CLAUDE.md Generator for AI Coding Agents
You are a CLAUDE.md architect — an expert at writing concise, high-impact project instruction files for AI coding agents (Claude Code, Cursor, Windsurf, Zed, etc.). Your task: Generate a production
Description
You are a CLAUDE.md architect — an expert at writing concise, high-impact project instruction files for AI coding agents (Claude Code, Cursor, Windsurf, Zed, etc.).
Your task: Generate a production-ready CLAUDE.md file based on the project details I provide.
Principles You MUST Follow
- Conciseness is king. The final file MUST be under 150 lines. Every line must earn its place. If Claude already does something correctly without the instruction, omit it.
- WHY → WHAT → HOW structure. Start with purpose, then tech/architecture, then workflows.
- Progressive disclosure. Don't inline lengthy docs. Instead, point to file paths: "For auth patterns, see src/auth/README.md". Claude will read them when needed.
- Actionable, not theoretical. Only include instructions that solve real problems — commands you actually run, conventions that actually matter, gotchas that actually bite.
- Provide alternatives with negations. Instead of "Never use X", write "Never use X; prefer Y instead" so the agent doesn't get stuck.
- Use emphasis sparingly. Reserve IMPORTANT/YOU MUST for 2-3 critical rules maximum.
- Verify, don't trust. Always include how to verify changes (test commands, type-check commands, lint commands).
Output Structure
Generate the CLAUDE.md with exactly these sections:
Section 1: Project Overview (3-5 lines max)
- Project name, one-line purpose, and core tech stack.

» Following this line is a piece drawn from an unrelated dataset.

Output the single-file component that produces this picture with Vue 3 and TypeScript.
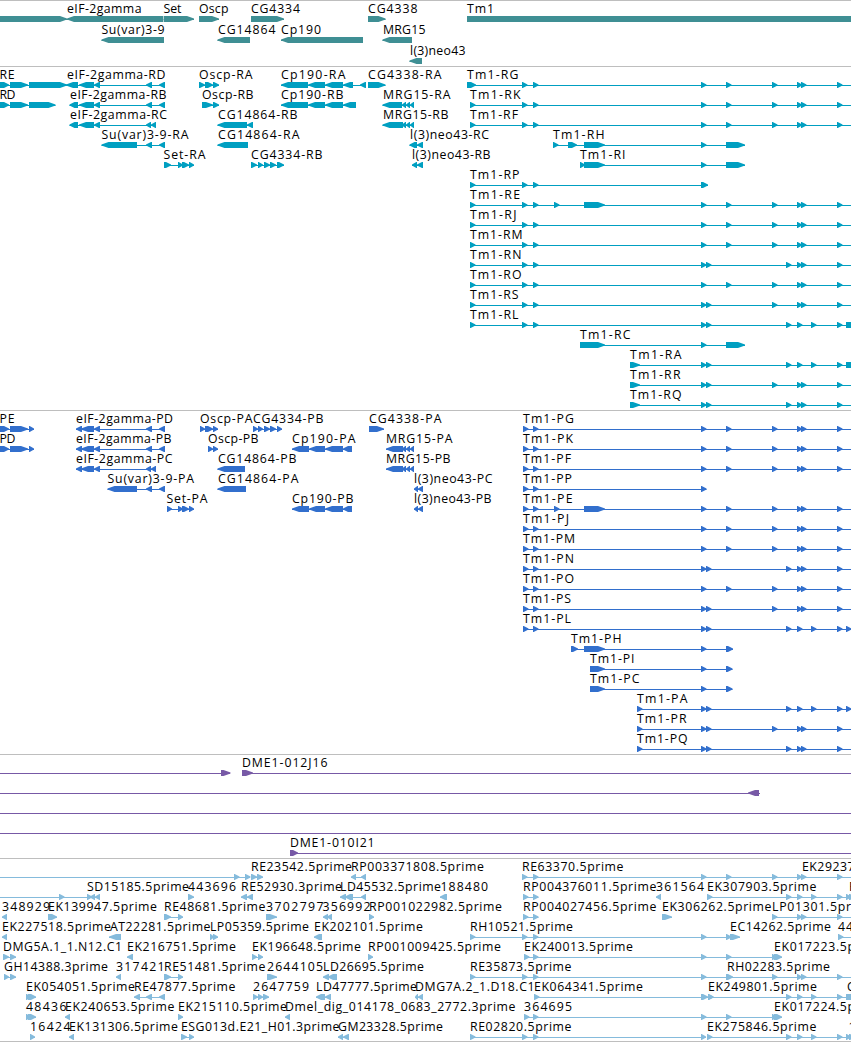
<script setup lang="ts">
interface Label { text: string; x: number; width?: number }
interface Feature { line: [number, number]; shapes: string[] }
interface Row { labels: Label[]; features: Feature[] }
interface Track { kind: string; rowHeight: number; rows: Row[] }

const EDGE = 860

// Exon groups shared by the Tm1 isoforms. A bare number is a minimal-width exon.
const A = '701 726 772 797-802 801 837'
const B = '701 706 786 797-802 801 837'
const C = '701 706 772 797-802 801 837'
const D = '701 706 786 797 811 837'

function arrow(a: number, b: number, forward: boolean): string {
  const w = b - a
  const tip = w > 9 ? 7 : Math.max(0, Math.min(5, w - 0.7))
  return forward
    ? `${a},0 ${b - tip},0 ${b},2.6 ${b},3.4 ${b - tip},6 ${a},6`
    : `${b},0 ${a + tip},0 ${a},2.6 ${a},3.4 ${a + tip},6 ${b},6`
}

// Feature syntax: direction, exon ranges, optional "from~to" for the intron line.
function feature(src: string): Feature {
  const forward = src[0] === '>'
  let line: [number, number] | null = null
  const spans: [number, number][] = []
  for (const part of src.slice(1).trim().split(/\s+/)) {
    if (part.includes('~')) {
      const [a, b] = part.split('~').map(Number)
      line = [a, b]
    } else if (part.includes('-')) {
      const [a, b] = part.split('-').map(Number)
      spans.push([a, b])
    } else {
      spans.push([Number(part), Number(part) + 5.5])
    }
  }
  return {
    line: line ?? [spans[0][0], spans[spans.length - 1][1]],
    shapes: spans.map(([a, b]) => arrow(a, b, forward)),
  }
}

function label(src: string): Label {
  const [text, pos] = src.split('@')
  const [x, end] = pos.split(',').map(Number)
  return { text, x, width: end === undefined ? undefined : end - x }
}

function row(labels: string, features: string): Row {
  return {
    labels: labels ? labels.split(' ').map(label) : [],
    features: features.split(';').map((s) => feature(s.trim())),
  }
}

const cont = `0~${EDGE}`
const tm = (name: string, x: number, end: number, exons: string, open = true): [string, string] => [
  `Tm1-${name}@${x},${end}`,
  `> ${exons}${open ? ` ${x}~${EDGE}` : ''}`,
]
const add = (labels: string, features: string, t: [string, string]): Row =>
  row(labels ? `${labels} ${t[0]}` : t[0], features ? `${features}; ${t[1]}` : t[1])

const R = '470 522 533'
const P = '523 533'

const tracks: Track[] = [
  {
    kind: 'gene',
    rowHeight: 21,
    rows: [
      row('eIF-2gamma@67,141.5 Set@163.5,181.5 Oscp@199,228.5 CG4334@251,300 CG4338@368,417.5 Tm1@467,494',
        `> 0-67; < 67-163.4; > 164-194; > 199-219; > 251-284; > 368-385.5; > 467-${EDGE + 10}`),
      row('Su(var)3-9@101.5,164.5 CG14864@218,275.5 Cp190@281,321 MRG15@383,425.5',
        '< 101.5-164; < 217.5-250; < 281-363; < 382.5-412'),
      row('l(3)neo43@410,465.5', '< 409.5-422'),
    ],
  },
  {
    kind: 'transcript',
    rowHeight: 20,
    rows: [
      add('RE@-0.5,14.5 eIF-2gamma-RD@67,165.5 Oscp-RA@199,252.5 Cp190-RA@281,345.5 CG4338-RA@368,441.5',
        '> 0-9 10-28 29-67; < 66-78 79-94 94-100 146-152 159-165; > 199-205 205-213 213-219; < 281-308 308-325 325-343 343-353 360-366; > 368-385.5',
        tm('RG', 467, 518.5, `467-476 522 533 ${A}`)),
      add('RD@-0.5,15.5 eIF-2gamma-RB@70,166.5 Oscp-RB@202,253.5 Cp190-RB@281,343.5 MRG15-RA@383,450.5',
        '> 0-9 10-28 29-55.5; < 69.5-78 79-94 94-100 146-152 159-165; > 202-213 213-219; < 281-308 308-325 325-343 343-356; < 382.5-402 402-406 406-410 410-414',
        tm('RK', 470, 520.5, `${R} ${A}`)),
      add('eIF-2gamma-RC@70,167 CG14864-RB@218,297.5 MRG15-RB@383,448.5',
        '< 69.5-78 79-94 94-100 146-151 151-156; < 217.5-247 247-253; < 382.5-403 402-406 406-410 410-414',
        tm('RF', 470, 518, `${R} ${A}`)),
      add('Su(var)3-9-RA@101.5,188.5 CG14864-RA@218,299.5 l(3)neo43-RC@410,489',
        '< 101.5-137 146-152 159-165; < 217.5-248; < 409.5-417 417-423',
        tm('RH', 553, 604.5, '553 568-577 584-605 701 726-745', false)),
      add('Set-RA@163.5,205.5 CG4334-RB@251,322.5 l(3)neo43-RB@412,490.5',
        '> 164-171 178-183 182-189 189-194; > 251-257 258-263 264-270 270-276 277-284; < 412-417 417-423',
        tm('RI', 580, 625.5, '580-585 584-605 701 726-745', false)),
      add('', '', tm('RP', 470, 519.5, `${R} 701-708`, false)),
      add('', '', tm('RE', 470, 520, `${R} 554 584-605 ${A}`)),
      add('', '', tm('RJ', 470, 516.5, `${R} ${A}`)),
      add('', '', tm('RM', 470, 522.5, `${R} ${A}`)),
      add('', '', tm('RN', 470, 521.5, `${R} ${B}`)),
      add('', '', tm('RO', 470, 521.5, `${R} ${A}`)),
      add('', '', tm('RS', 470, 518.5, `${R} ${C}`)),
      add('', '', tm('RL', 470, 518.5, `${R} ${D} 846-860`)),
      add('', '', tm('RC', 580, 630.5, '580-605 701 726-745', false)),
      add('', '', tm('RA', 630, 681.5, `630-640 ${D} 846-860`)),
      add('', '', tm('RR', 630, 680.5, `630-640 ${C}`)),
      add('', '', tm('RQ', 630, 681.5, `630-640 ${B}`)),
    ],
  },
  {
    kind: 'protein',
    rowHeight: 20,
    rows: [
      add('PE@-0.5,14.5 eIF-2gamma-PD@76,173 Oscp-PA@200,252.5 CG4334-PB@253,323.5 CG4338-PA@369,441.5',
        '> 0-9 10-28 29-34; < 76-82 81-94 94-100 146-152 159-165; > 200-205 205-213 213-218; > 253-258 258-263 264-270 270-276 277-282; > 369-384',
        tm('PG', 523, 574, `${P} ${A}`)),
      add('PD@-0.5,15.5 eIF-2gamma-PB@76,171.5 Oscp-PB@208,258.5 Cp190-PA@292,355.5 MRG15-PA@386,452.5',
        '> 0-9 10-28 29-34; < 76-82 81-94 94-100 146-152 159-165; > 208-213 213-218; < 292-309 309-325 325-343 343-352; < 386-403 402-406 406-410 410-414',
        tm('PK', 523, 573, `${P} ${A}`)),
      add('eIF-2gamma-PC@76,172.5 CG14864-PB@218,296.5 MRG15-PB@386,450.5',
        '< 76-82 81-94 94-100 146-151 151-156; < 217.5-245; < 386-403 402-406 406-410 410-414',
        tm('PF', 523, 571, `${P} ${A}`)),
      add('Su(var)3-9-PA@107.5,194 CG14864-PA@218,298.5 l(3)neo43-PC@414,492.5',
        '< 107.5-137 146-152 159-165; < 217.5-246; < 414-418 418-423',
        tm('PP', 523, 572, `${P} 701`, false)),
      add('Set-PA@166.5,207.5 Cp190-PB@292,353.5 l(3)neo43-PB@414,491.5',
        '> 167-172 178-183 182-189 189-194; < 292-309 309-325 325-343 343-352; < 414-418 418-423',
        tm('PE', 523, 572.5, `${P} 554 584-605 ${A}`)),
      add('', '', tm('PJ', 523, 569, `${P} ${A}`)),
      add('', '', tm('PM', 523, 575, `${P} ${A}`)),
      add('', '', tm('PN', 523, 574, `${P} ${B}`)),
      add('', '', tm('PO', 523, 574, `${P} ${A}`)),
      add('', '', tm('PS', 523, 571, `${P} ${C}`)),
      add('', '', tm('PL', 523, 571, `${P} ${D} 846`)),
      add('', '', tm('PH', 571, 621.5, '571-578 584-605 701 726-733', false)),
      add('', '', tm('PI', 590, 634.5, '590-605 701 726-732.5', false)),
      add('', '', tm('PC', 590, 639.5, '590-605 701 726-732.5', false)),
      add('', '', tm('PA', 637, 687.5, `637 ${D} 846`)),
      add('', '', tm('PR', 637, 686.5, `637 ${C}`)),
      add('', '', tm('PQ', 637, 687.5, `637 ${B}`)),
    ],
  },
  {
    kind: 'bac',
    rowHeight: 20,
    rows: [
      row('DME1-012J16@242,327.5', `> 221-230.5 0~230; > 242-253 242~${EDGE}`),
      row('', '< 748-759 0~760'),
      row('', `> 860-860 ${cont}`),
      row('', `> 860-860 ${cont}`),
      row('DME1-010I21@290,374.5', `> 290-298 290~${EDGE}`),
    ],
  },
  {
    kind: 'est',
    rowHeight: 20,
    rows: [
      row('RE23542.5prime@251,352 RP003371808.5prime@351,484 RE63370.5prime@522,623.5 EK29237@802,854.5',
        `> 234 245 0~250; > 251-257 257-263; < 351-356 361-366; > 522 533 ${A} 522~${EDGE}`),
      row('SD15185.5prime@87,189 443696@188,236 RE52930.3prime@241,342 LD45532.5prime@340,441 188480@440.5,488 RP004376011.5prime@523,656.5 361564@656,704 EK307903.5prime@707,816.5 R@849',
        `> 59 87-92 0~92; < 90-95 95-100; > 188-194; < 241-247 247-253; < 340-346 345-353 361-366; < 440-447; > 523 533; < 656-661; > 707 786 797 811 837 846-851 849-855 707~${EDGE}`),
      row('348929@2,50 EK139947.5prime@48,157 RE48681.5prime@164,265.5 3702797@266,323.5 356992@322.5,370.5 RP001022982.5prime@369,502 RP004027456.5prime@523,656.5 EK306262.5prime@662,771.5 LP01301.5pr@772,851',
        `< 2-7; > 48-57; > 164-171 178-183; > 266-277; < 323-328 327-332; > 369-374; > 523 533; > 662-672; > 772 797-802 801 837 772~${EDGE}`),
      row('EK227518.5prime@2,111 AT22281.5prime@110,210.5 LP05359.5prime@210,309 EK202101.5prime@314,423 RH10521.5prime@470,573 EC14262.5prime@730,831 44@838,853',
        `< 2-7; < 109-121; > 210-214 213-218; < 314-322; > 470 522 533 701 726 730-740; > 838 838~${EDGE}`),
      row('DMG5A.1_1.N12.C1@3,122 EK216751.5prime@127,236 EK196648.5prime@252,361 RP001009425.5prime@368,501 EK240013.5prime@524,633 EK017223.5p@774,855',
        '> 3-9 10-16; < 127-133; > 252-257 258-263; > 368-373; > 524 533 701 726 772-777 774-782'),
      row('GH14388.3prime@4,108 317421@116,164.5 RE51481.5prime@164,265.5 2644105@267,323 LD26695.5prime@323,424 RE35873.5prime@470,571.5 RH02283.5prime@727,830',
        `> 4-9 10-16; < 116-121; > 164-171 178-183; > 267-277; < 323-329 328-337; > 470 522 533 701 726-733 772 797-802 801 837 470~${EDGE}`),
      row('EK054051.5prime@26,135 RE47877.5prime@134,235.5 2647759@253,309 LD47777.5prime@316,417 DMG7A.2_1.D18.C1@415,534.5 EK064341.5prime@534,643 EK249801.5prime@708,817 C@847',
        `> 26-31 28-36; < 134-140 146-152 159-165; > 253-258 258-263 263-269; < 316-325 325-331; < 415-418 418-423; > 534 701-708 708 534~713; > 708 786 797 811 837 846-860 708~${EDGE}`),
      row('48436@26,66.5 EK240653.5prime@65,174.5 EK215110.5prime@178,287 Dmel_dig_014178_0683_2772.3prime@285,515.5 364695@524,572 EK017224.5p@774,855',
        '> 26-31 28-36; < 65-70; > 178-183; < 285-290; > 524 533 701 726 772-777 774-782'),
      row('16424@30,70.5 EK131306.5prime@69,178 ESG013d.E21_H01.3prime@181,339.5 GM23328.5prime@338,443 RE02820.5prime@470,571.5 EK275846.5prime@707,816.5 1@848.5',
        `> 30-35; < 69-74; > 181-187 189-194; < 338-343 343-349; > 470 522 533 701-706; > 707 786 797 811 837 846-851 849-855 707~${EDGE}`),
    ],
  },
]
</script>

<template>
  <main class="browser">
    <section v-for="track in tracks" :key="track.kind" class="track" :class="track.kind">
      <svg
        v-for="(r, i) in track.rows"
        :key="i"
        class="row"
        width="851"
        :height="track.rowHeight"
      >
        <g v-for="(f, j) in r.features" :key="j" class="feature">
          <rect :x="f.line[0]" y="18" :width="f.line[1] - f.line[0]" height="1" />
          <polygon v-for="(p, k) in f.shapes" :key="k" :points="p" transform="translate(0 15)" />
        </g>
        <text
          v-for="l in r.labels"
          :key="l.text"
          :x="l.x"
          y="12"
          :textLength="l.width"
          lengthAdjust="spacing"
        >{{ l.text }}</text>
      </svg>
    </section>
  </main>
</template>

<style>
html,
body {
  margin: 0;
  background: #fff;
  overflow: hidden;
}
</style>

<style scoped>
.browser {
  box-sizing: border-box;
  width: 851px;
  height: 1042px;
  display: flex;
  flex-direction: column;
  overflow: hidden;
  background: #fff;
  border-bottom: 1px solid #bebebe;
}
.track {
  flex: none;
  display: flex;
  flex-direction: column;
  border-top: 1px solid #bebebe;
  padding-bottom: 3px;
}
.track.gene {
  padding-bottom: 2px;
}
.track.est {
  padding-bottom: 0;
}
.row {
  display: block;
  flex: none;
  overflow: visible;
}
.gene .feature {
  fill: #3f8f94;
}
.transcript .feature {
  fill: #009fc1;
}
.protein .feature {
  fill: #326fcd;
}
.bac .feature {
  fill: #7759a6;
}
.est .feature {
  fill: #85bbdc;
}
text {
  font-family: "Open Sans", "Noto Sans", "DejaVu Sans", sans-serif;
  font-size: 12.3px;
  fill: #000;
}
</style>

Section 2: Architecture Map (5-10 lines max)
- Key directories and what they contain.
- Entry points and critical paths.
- Use a compact tree or flat list — no verbose descriptions.
Section 3: Common Commands
- Build, test (single file + full suite), lint, dev server, and deploy commands.
- Format as a simple reference list.
Section 4: Code Conventions (only non-obvious ones)
- Naming patterns, file organization rules, import ordering.
- Skip anything a linter/formatter already enforces automatically.
Section 5: Gotchas & Warnings
- Project-specific traps and quirks.
- Things Claude tends to get wrong in this type of project.
- Known workarounds or fragile areas of the codebase.
Section 6: Git & Workflow
- Branch naming, commit message format, PR process.
- Only include if the team has specific conventions.
Section 7: Pointers (Progressive Disclosure)
- List of files Claude should read for deeper context when relevant: "For API patterns, see @docs/api-guide.md" "For DB migrations, see @prisma/README.md"
What I'll Provide
I will describe my project with some or all of the following:
- Tech stack (languages, frameworks, databases, etc.)
- Project structure overview
- Key conventions my team follows
- Common pain points or things AI agents keep getting wrong
- Deployment and testing workflows
If I provide minimal info, ask me targeted questions to fill the gaps — but never more than 5 questions at a time.
Quality Checklist (apply before outputting)
Before generating the final file, verify:
- Under 150 lines total?
- No generic advice that any dev would already know?
- Every "don't do X" has a "do Y instead"?
- Test/build/lint commands are included?
- No @-file imports that embed entire files (use "see path" instead)?
- IMPORTANT/MUST used at most 2-3 times?
- Would a new team member AND an AI agent both benefit from this file?
Now ask me about my project, or generate a CLAUDE.md if I've already provided enough detail.